Well, in today's post, I'll share the biggest value I have gained from applying to over 1,000 jobs unsuccessfully. Though I don't know why I didn't get a job among the over 1,000 jobs I applied for normally, I gained an unlikely edge. Last year I took the whole job application game to a new level. I stopped applying for advertised jobs, I remade my CV and started pitching companies I love. I bought LinkedIn adverts to put my CV in front of big managers. I set up Google Ads to pitch myself at the CEO of some cool companies; I sort of bought their names on Google. If you searched for MTN Benin CEO, Eric Tronel, you'd see my pitch of how I was going to grow his VAS revenue by 100% in just months. The aim was if Eric Tronel searched for his name (like most people do) he would see my pitch and contact me. Great plan; no result (except loss of money on my part). I put up Facebook ads targeting people aged 40 and above working for some specific companies in the Middle East and Africa. I kept tuning my CV and making it world-class.

In the end, I landed some interviews, even outside the country. None resulted in a job, but 1 good thing happened at all the interviews -- they were all extremely impressed by my CV. And my CV put me in charge of the whole interview discussion, they kept asking me to talk about each part they found interesting. And they found lots of interesting stuffs in my CV. And the super cool part is -- I didn't include some regular details, like date of birth, and no one even noticed or asked. And some of my LinkedIn adverts got me friends from Kenya and other countries.
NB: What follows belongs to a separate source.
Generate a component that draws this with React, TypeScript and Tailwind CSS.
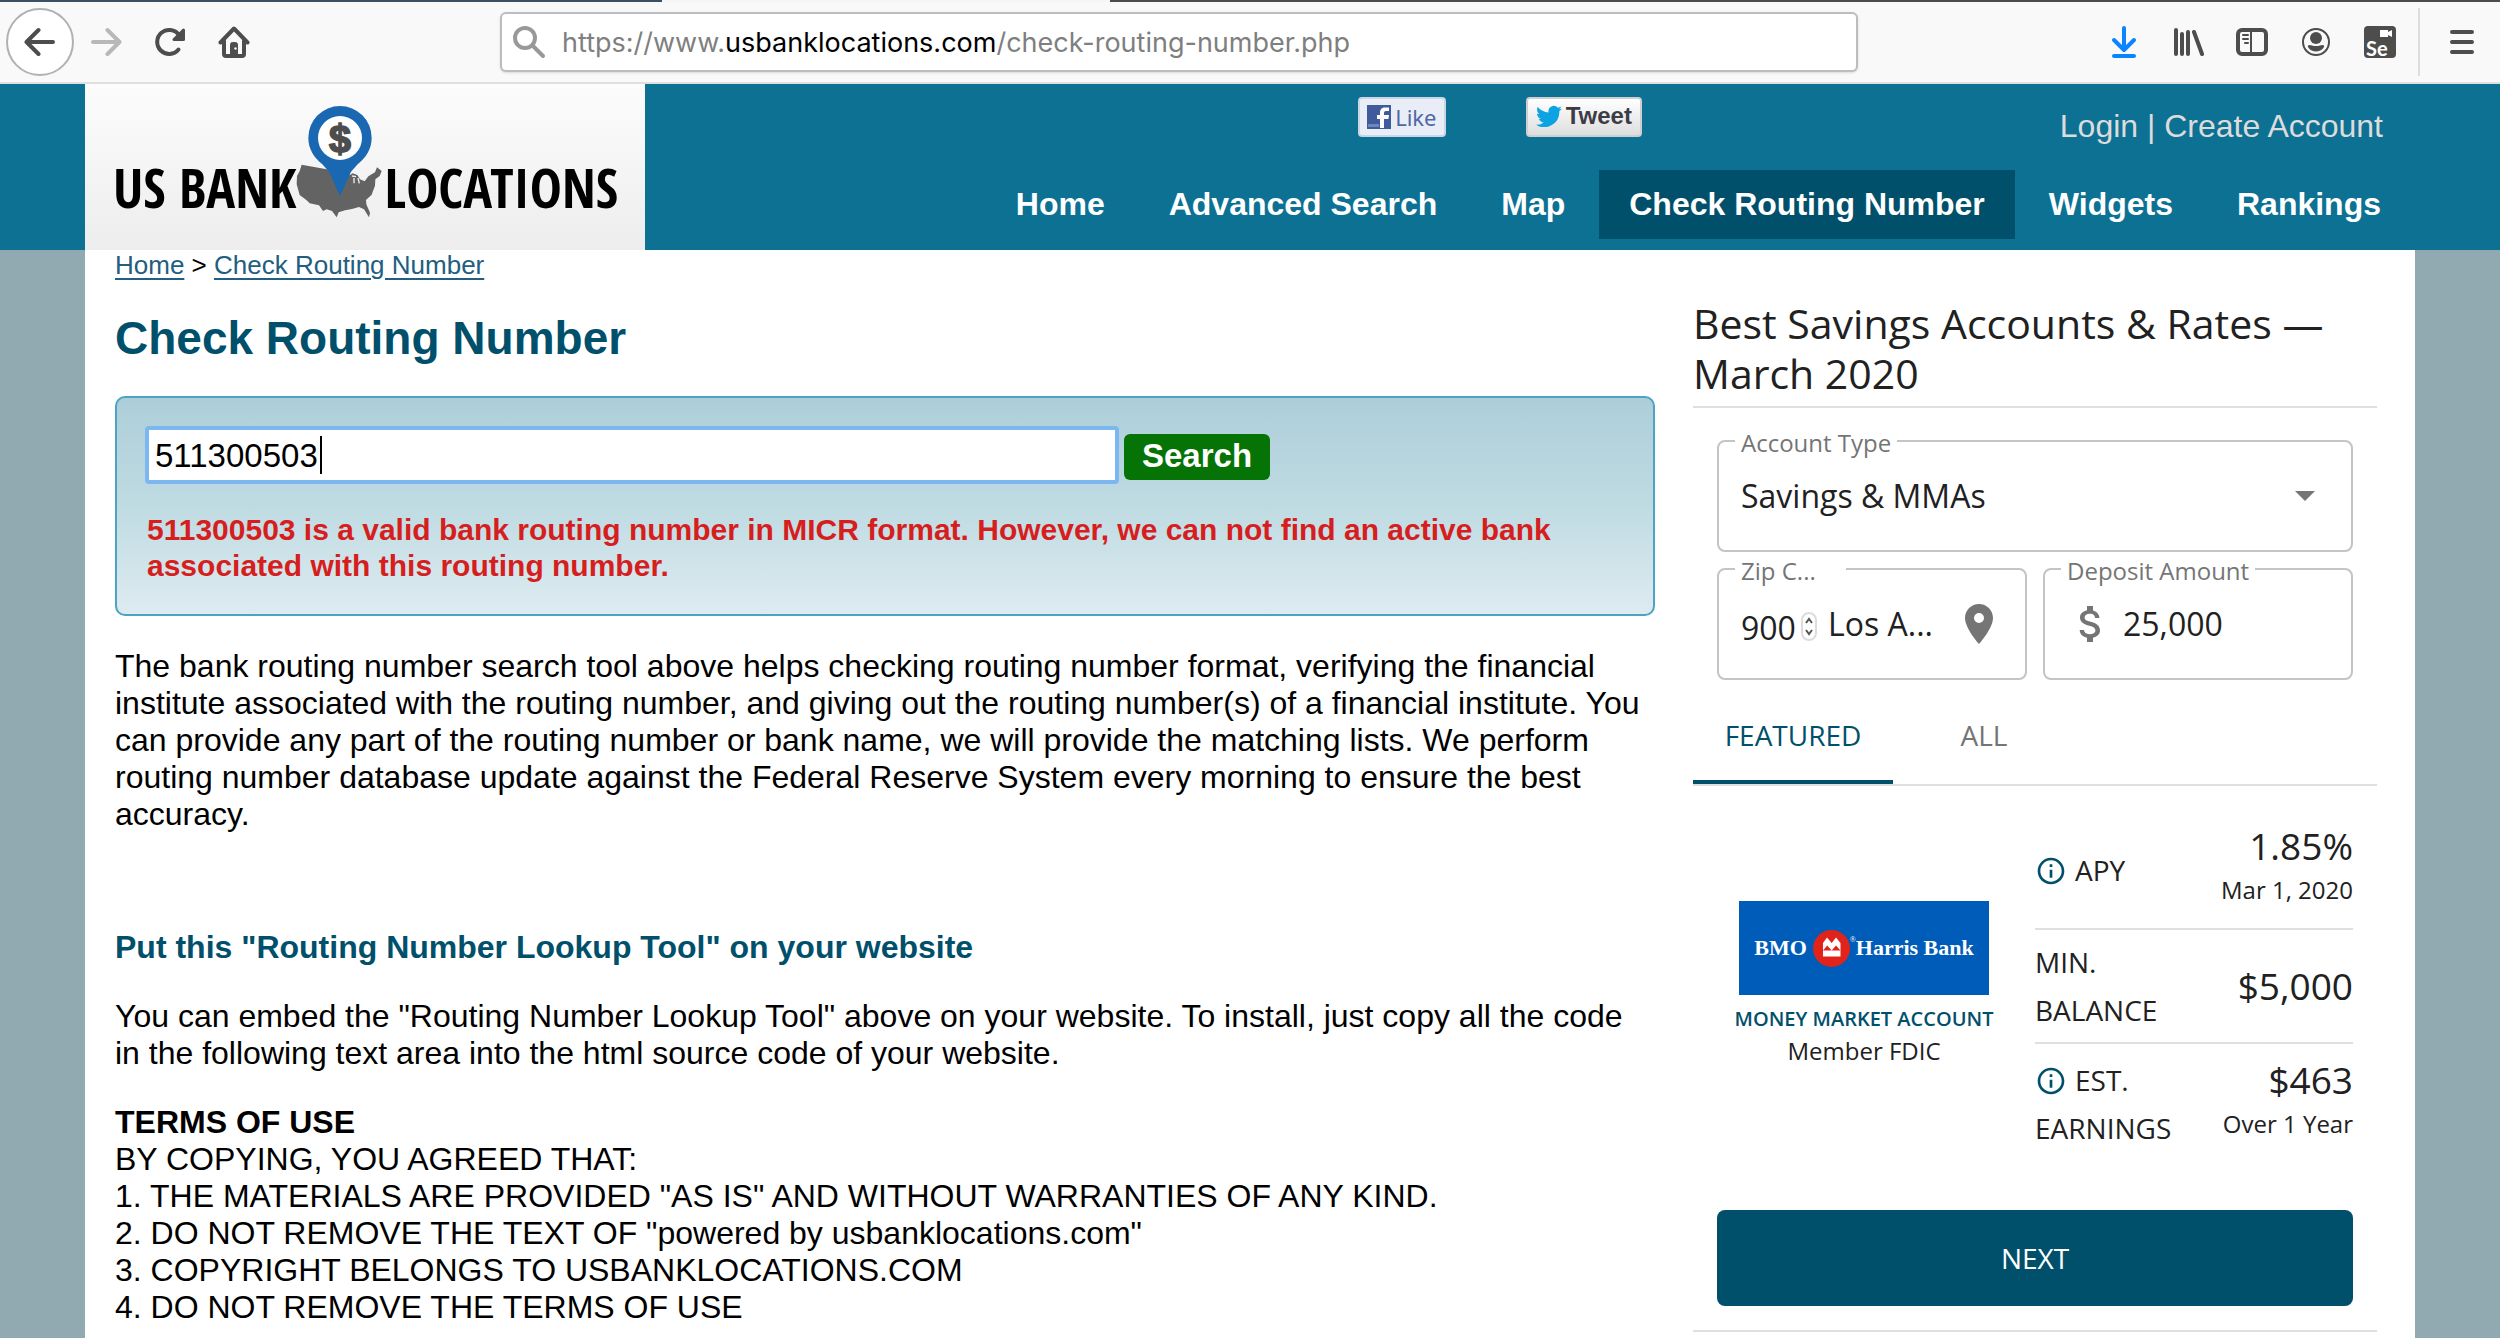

And that's how valuable a well made CV can be. It makes a company that's not looking for candidates call you for interview, and it puts you in charge of the interview discussion. They want to know how you did this and that, how you could replicate such in their company. And even when they won't take you, they still tell you that you've got a great and compelling CV. 

Now I've stopped applying for jobs. The one thing the HRs have against me is that I change jobs too often. It's a sad thing; you change jobs and your salary doesn't feel it. And now it's scaring away future jobs. But I have always enjoyed my jobs. So I'm focusing on secondary income sources and not a new high paying job.